Reproduce all of the data below without alteration; exclude every picture.
::: Source data
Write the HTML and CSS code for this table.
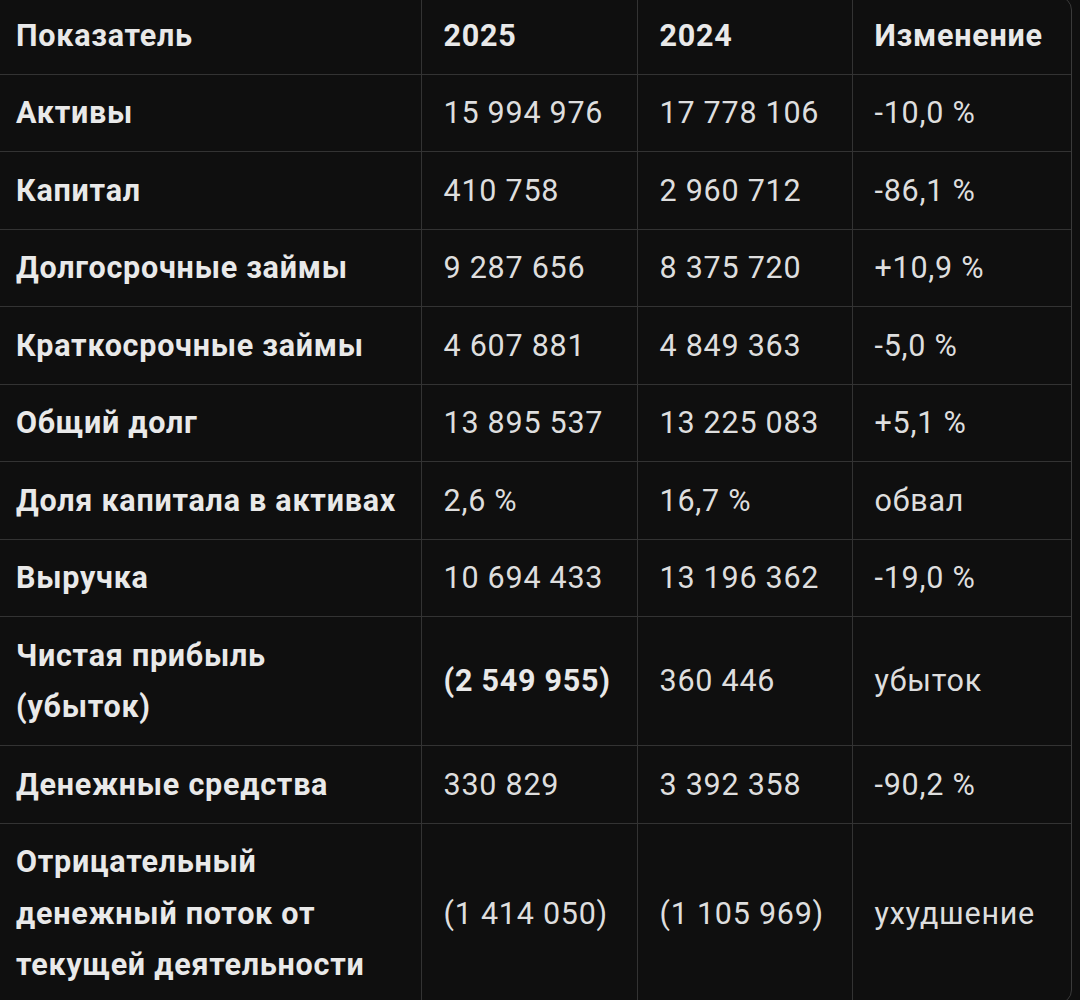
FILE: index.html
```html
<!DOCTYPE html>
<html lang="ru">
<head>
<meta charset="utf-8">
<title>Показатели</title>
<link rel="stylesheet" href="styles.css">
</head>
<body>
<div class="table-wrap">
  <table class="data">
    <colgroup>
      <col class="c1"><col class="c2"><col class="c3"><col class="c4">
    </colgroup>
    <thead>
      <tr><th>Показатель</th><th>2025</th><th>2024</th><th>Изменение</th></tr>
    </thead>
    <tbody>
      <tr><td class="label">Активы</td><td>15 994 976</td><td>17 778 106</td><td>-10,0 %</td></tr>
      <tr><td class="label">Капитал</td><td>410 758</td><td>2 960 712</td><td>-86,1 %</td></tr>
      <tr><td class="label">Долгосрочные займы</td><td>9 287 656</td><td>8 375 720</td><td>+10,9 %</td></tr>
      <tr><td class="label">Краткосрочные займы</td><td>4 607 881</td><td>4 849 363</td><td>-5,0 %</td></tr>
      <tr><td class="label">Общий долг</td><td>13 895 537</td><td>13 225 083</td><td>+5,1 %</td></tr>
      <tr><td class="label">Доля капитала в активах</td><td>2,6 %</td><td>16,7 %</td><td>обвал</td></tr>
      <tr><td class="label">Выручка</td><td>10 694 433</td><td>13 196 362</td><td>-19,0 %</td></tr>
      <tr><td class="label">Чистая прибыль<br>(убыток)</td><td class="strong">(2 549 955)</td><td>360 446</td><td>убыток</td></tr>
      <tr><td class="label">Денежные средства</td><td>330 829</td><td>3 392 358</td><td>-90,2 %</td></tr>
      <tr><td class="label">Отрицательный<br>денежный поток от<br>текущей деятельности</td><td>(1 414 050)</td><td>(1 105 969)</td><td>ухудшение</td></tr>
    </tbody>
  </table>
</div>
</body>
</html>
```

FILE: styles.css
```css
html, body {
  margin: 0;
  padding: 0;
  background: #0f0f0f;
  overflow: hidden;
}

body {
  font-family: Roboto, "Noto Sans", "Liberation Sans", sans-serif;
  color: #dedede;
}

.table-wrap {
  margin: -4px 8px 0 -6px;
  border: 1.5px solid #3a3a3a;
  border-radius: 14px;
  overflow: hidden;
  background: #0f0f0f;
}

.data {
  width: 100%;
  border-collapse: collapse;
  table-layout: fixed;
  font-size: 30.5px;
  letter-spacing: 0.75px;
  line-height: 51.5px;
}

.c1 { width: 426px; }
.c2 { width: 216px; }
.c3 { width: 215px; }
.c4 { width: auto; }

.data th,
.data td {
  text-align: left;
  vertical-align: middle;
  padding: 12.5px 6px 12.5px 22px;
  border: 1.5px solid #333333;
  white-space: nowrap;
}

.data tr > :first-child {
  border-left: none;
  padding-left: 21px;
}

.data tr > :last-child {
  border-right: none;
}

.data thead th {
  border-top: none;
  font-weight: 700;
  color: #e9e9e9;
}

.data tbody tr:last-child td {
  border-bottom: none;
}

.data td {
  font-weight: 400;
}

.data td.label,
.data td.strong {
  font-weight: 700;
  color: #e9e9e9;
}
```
::::::
■ Full response ■
Write the HTML and CSS code for this table.
FILE: index.html
```html
<!DOCTYPE html>
<html lang="ru">
<head>
<meta charset="utf-8">
<title>Показатели</title>
<link rel="stylesheet" href="styles.css">
</head>
<body>
<div class="table-wrap">
  <table class="data">
    <colgroup>
      <col class="c1"><col class="c2"><col class="c3"><col class="c4">
    </colgroup>
    <thead>
      <tr><th>Показатель</th><th>2025</th><th>2024</th><th>Изменение</th></tr>
    </thead>
    <tbody>
      <tr><td class="label">Активы</td><td>15 994 976</td><td>17 778 106</td><td>-10,0 %</td></tr>
      <tr><td class="label">Капитал</td><td>410 758</td><td>2 960 712</td><td>-86,1 %</td></tr>
      <tr><td class="label">Долгосрочные займы</td><td>9 287 656</td><td>8 375 720</td><td>+10,9 %</td></tr>
      <tr><td class="label">Краткосрочные займы</td><td>4 607 881</td><td>4 849 363</td><td>-5,0 %</td></tr>
      <tr><td class="label">Общий долг</td><td>13 895 537</td><td>13 225 083</td><td>+5,1 %</td></tr>
      <tr><td class="label">Доля капитала в активах</td><td>2,6 %</td><td>16,7 %</td><td>обвал</td></tr>
      <tr><td class="label">Выручка</td><td>10 694 433</td><td>13 196 362</td><td>-19,0 %</td></tr>
      <tr><td class="label">Чистая прибыль<br>(убыток)</td><td class="strong">(2 549 955)</td><td>360 446</td><td>убыток</td></tr>
      <tr><td class="label">Денежные средства</td><td>330 829</td><td>3 392 358</td><td>-90,2 %</td></tr>
      <tr><td class="label">Отрицательный<br>денежный поток от<br>текущей деятельности</td><td>(1 414 050)</td><td>(1 105 969)</td><td>ухудшение</td></tr>
    </tbody>
  </table>
</div>
</body>
</html>
```

FILE: styles.css
```css
html, body {
  margin: 0;
  padding: 0;
  background: #0f0f0f;
  overflow: hidden;
}

body {
  font-family: Roboto, "Noto Sans", "Liberation Sans", sans-serif;
  color: #dedede;
}

.table-wrap {
  margin: -4px 8px 0 -6px;
  border: 1.5px solid #3a3a3a;
  border-radius: 14px;
  overflow: hidden;
  background: #0f0f0f;
}

.data {
  width: 100%;
  border-collapse: collapse;
  table-layout: fixed;
  font-size: 30.5px;
  letter-spacing: 0.75px;
  line-height: 51.5px;
}

.c1 { width: 426px; }
.c2 { width: 216px; }
.c3 { width: 215px; }
.c4 { width: auto; }

.data th,
.data td {
  text-align: left;
  vertical-align: middle;
  padding: 12.5px 6px 12.5px 22px;
  border: 1.5px solid #333333;
  white-space: nowrap;
}

.data tr > :first-child {
  border-left: none;
  padding-left: 21px;
}

.data tr > :last-child {
  border-right: none;
}

.data thead th {
  border-top: none;
  font-weight: 700;
  color: #e9e9e9;
}

.data tbody tr:last-child td {
  border-bottom: none;
}

.data td {
  font-weight: 400;
}

.data td.label,
.data td.strong {
  font-weight: 700;
  color: #e9e9e9;
}
```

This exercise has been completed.